I learned a long time ago that I took some leadership classes back in college and one of the things that they recommended was that, if you’re going to a group of people and you want to get their support on something, never walk in the door and just drop the idea on the group because what will happen is the people will shoot it down and there’s always a couple of people who are going to shoot it down because they’re not going to be happy with it. And everyone else doesn’t know which side to go on because they haven’t really heard about it before, so they don’t have all the facts.
And if you do that in this case like this, you’re going to just run into problems. So, float the idea to people. Talk to them a little bit about it beforehand. Get their input and you can actually – if it’s a small enough group with only 12 people, you could probably do that with every single person and just say, “Hey, let’s just keep this between us because I want to float the idea behind. What do you think?” And then everybody feels like they at least got some sort of a say in it or communicated with you about it.

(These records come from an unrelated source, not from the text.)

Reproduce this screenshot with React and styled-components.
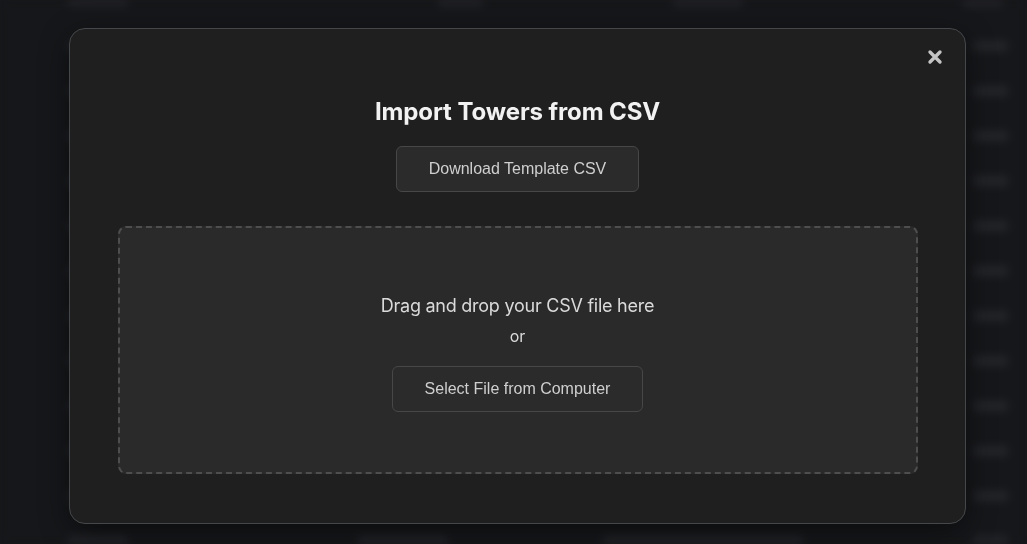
import React from "react";
import styled, { createGlobalStyle } from "styled-components";

const Global = createGlobalStyle`
  html, body { margin: 0; padding: 0; background: #16171a; height: 100%; overflow: hidden; }
  body { font-family: Inter, "Noto Sans", sans-serif; }
  * { box-sizing: border-box; }
`;

const Page = styled.div`
  width: 100vw;
  height: 100vh;
  background: #16171a;
  overflow: hidden;
  filter: blur(4px);
`;

const Table = styled.div`
  display: flex;
  flex-direction: column;
  margin-top: -22px;
`;

const Row = styled.div`
  display: grid;
  grid-template-columns: 290px 245px 360px 1fr;
  align-items: center;
  height: 45px;
  padding-left: 68px;
`;

const Blob = styled.div`
  height: 10px;
  width: ${(p) => p.$w}px;
  margin-left: ${(p) => p.$ml || 0}px;
  border-radius: 3px;
  background: #242529;
`;

const Overlay = styled.div`
  position: fixed;
  inset: 0;
  display: flex;
  align-items: flex-start;
  justify-content: center;
  padding-top: 28px;
  padding-left: 8px;
`;

const Modal = styled.div`
  position: relative;
  width: 897px;
  height: 496px;
  background: #1f1f1f;
  border: 1px solid #45484a;
  border-radius: 16px;
  padding: 48px;
  display: flex;
  flex-direction: column;
  align-items: center;
  box-shadow: 0 8px 30px rgba(0, 0, 0, 0.45);
`;

const Close = styled.button`
  position: absolute;
  top: 16px;
  right: 18px;
  width: 24px;
  height: 24px;
  padding: 0;
  border: none;
  background: transparent;
  display: flex;
  align-items: center;
  justify-content: center;
  cursor: pointer;
`;

const Title = styled.h2`
  margin: 20px 0 20px;
  font-family: Inter, "Noto Sans", sans-serif;
  font-weight: 700;
  font-size: 24px;
  line-height: 29px;
  color: #f2f2f2;
  letter-spacing: -0.1px;
`;

const Button = styled.button`
  height: 46px;
  padding: 0 32px;
  background: #2b2b2b;
  border: 1px solid #474747;
  border-radius: 6px;
  color: #cfcfcf;
  font-family: "Liberation Sans", Arial, sans-serif;
  font-size: 16px;
  cursor: pointer;
`;

const DropZone = styled.div`
  margin-top: 34px;
  width: 800px;
  height: 248px;
  border: 2px dashed #4e4e4e;
  border-radius: 8px;
  background: #2a2a2a;
  display: flex;
  flex-direction: column;
  align-items: center;
  justify-content: center;
  padding-top: 4px;
`;

const DropText = styled.p`
  margin: 0;
  font-size: 18px;
  line-height: 27px;
  letter-spacing: -0.25px;
  color: #dadada;
`;

const Or = styled.p`
  margin: 5px 0 18px;
  font-size: 16px;
  line-height: 24px;
  color: #dadada;
`;

const rows = Array.from({ length: 13 }, (_, i) => i);

export default function App() {
  return (
    <>
      <Global />
      <Page aria-hidden="true">
        <Table>
          {rows.map((i) => (
            <Row key={i}>
              <Blob $w={60} />
              <Blob $w={i === 0 ? 45 : 90} $ml={i === 0 ? 80 : 0} />
              <Blob $w={i === 0 ? 70 : 200} $ml={i === 0 ? 70 : 0} />
              <Blob $w={i === 0 ? 40 : 35} $ml={i === 0 ? 0 : 10} />
            </Row>
          ))}
        </Table>
      </Page>
      <Overlay>
        <Modal>
          <Close aria-label="Close">
            <svg width="16" height="16" viewBox="0 0 16 16">
              <path
                d="M3 3 L13 13 M13 3 L3 13"
                stroke="#c4c4c4"
                strokeWidth="3.4"
                strokeLinecap="round"
              />
            </svg>
          </Close>
          <Title>Import Towers from CSV</Title>
          <Button>Download Template CSV</Button>
          <DropZone>
            <DropText>Drag and drop your CSV file here</DropText>
            <Or>or</Or>
            <Button>Select File from Computer</Button>
          </DropZone>
        </Modal>
      </Overlay>
    </>
  );
}
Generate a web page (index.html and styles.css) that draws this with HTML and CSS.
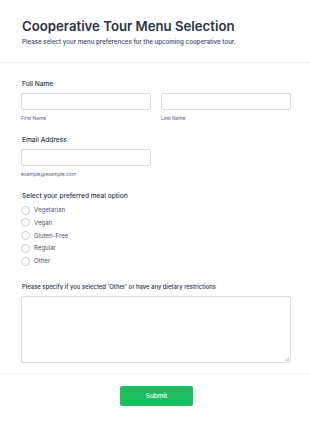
FILE: index.html
```html
<!DOCTYPE html>
<html>
<head>
<meta charset="utf-8">
<link rel="stylesheet" href="styles.css">
</head>
<body>
<div class="page">
  <header class="header">
    <h1 class="title">Cooperative Tour Menu Selection</h1>
    <p class="subtitle">Please select your menu preferences for the upcoming cooperative tour.</p>
  </header>
  <form class="form">
    <div class="field">
      <div class="label">Full Name</div>
      <div class="name-row">
        <div class="sub">
          <div class="input"></div>
          <div class="hint">First Name</div>
        </div>
        <div class="sub">
          <div class="input"></div>
          <div class="hint">Last Name</div>
        </div>
      </div>
    </div>
    <div class="field">
      <div class="label">Email Address</div>
      <div class="input email"></div>
      <div class="hint">example@example.com</div>
    </div>
    <div class="field field-radios">
      <div class="label">Select your preferred meal option</div>
      <div class="radios">
        <div class="radio"><span class="circle"></span><span>Vegetarian</span></div>
        <div class="radio"><span class="circle"></span><span>Vegan</span></div>
        <div class="radio"><span class="circle"></span><span>Gluten-Free</span></div>
        <div class="radio"><span class="circle"></span><span>Regular</span></div>
        <div class="radio"><span class="circle"></span><span>Other</span></div>
      </div>
    </div>
    <div class="field last">
      <div class="label label-small">Please specify if you selected 'Other' or have any dietary restrictions</div>
      <div class="textarea"><span class="grip"></span></div>
    </div>
  </form>
  <footer class="footer">
    <button class="submit" type="button">Submit</button>
  </footer>
</div>
</body>
</html>
```
FILE: styles.css
```css
* { box-sizing: border-box; }
html, body { margin: 0; padding: 0; background: #fff; }
body { font-family: Inter, "Noto Sans", sans-serif; color: #2c3345; }
.page { width: 310px; }
.header {
  padding: 17px 22px 15px;
  border-bottom: 1px solid #eef0f4;
}
.title {
  margin: 0;
  font-size: 13.2px;
  font-weight: 600;
  line-height: 18px;
  color: #2c3345;
}
.subtitle {
  margin: 2px 0 0;
  font-size: 6.2px;
  line-height: 10px;
  color: #3a4663;
  font-weight: 500;
}
.form { padding: 16px 19px 10px 21px; display: flex; flex-direction: column; }
.field { display: flex; flex-direction: column; margin-bottom: 13px; }
.field-radios { margin-bottom: 16px; }
.field.last { margin-bottom: 0; }
.label { font-size: 6.6px; line-height: 10px; font-weight: 500; color: #2c3345; margin: 0 0 4px 1px; }
.label-small { font-size: 5.9px; }
.name-row { display: flex; gap: 10px; }
.sub { flex: 1; display: flex; flex-direction: column; }
.input {
  height: 17px;
  border: 1px solid #d8dbe2;
  border-radius: 2px;
  background: #fff;
}
.input.email { width: 130px; }
.hint { font-size: 4.9px; line-height: 8px; color: #57647e; margin-top: 4px; }
.radios { display: flex; flex-direction: column; gap: 2.75px; }
.radio { display: flex; align-items: center; gap: 4px; font-size: 6.1px; line-height: 10px; color: #4a5264; }
.circle {
  width: 9px; height: 9px; border-radius: 50%;
  border: 1px solid #c9ccd4; background: #fff;
}
.textarea {
  position: relative;
  height: 67px;
  border: 1px solid #d8dbe2;
  border-radius: 2px;
}
.grip {
  position: absolute; right: 1px; bottom: 1px;
  width: 4px; height: 4px;
  background: linear-gradient(135deg, transparent 45%, #c2c5cc 45%, #c2c5cc 55%, transparent 55%, transparent 75%, #c2c5cc 75%);
}
.footer {
  border-top: 1px solid #eef0f4;
  display: flex; justify-content: center;
  padding: 12px 0 16px;
}
.submit {
  width: 73px; height: 20px;
  margin-left: 3px;
  background: #1dbe5d; color: #fff;
  border: none; border-radius: 2px;
  font-family: Inter, sans-serif; font-size: 6.4px; font-weight: 500;
}
```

Rob [34:34]: Good. Really good strategy there. So that’s actually how I approach the Drip acquisition with our employees. I went to everybody one by one. It was very time-consuming to have it, because I pretty much cover 30 to 60 minutes per team member. And there were some that were in person, some remote. Some of the conversations were different than others. And it was time-consuming but in retrospect, it was exactly the right way to do it because if I got everybody together, people don’t want to speak up. They don’t want to ask questions. But when you’re doing it one on one, that’s just so much easier. And again, it’s way more time-consuming but there are certain issues that I think warrant that in talking about an acquisition or employee pay, I think are probably two issues that do warrant it.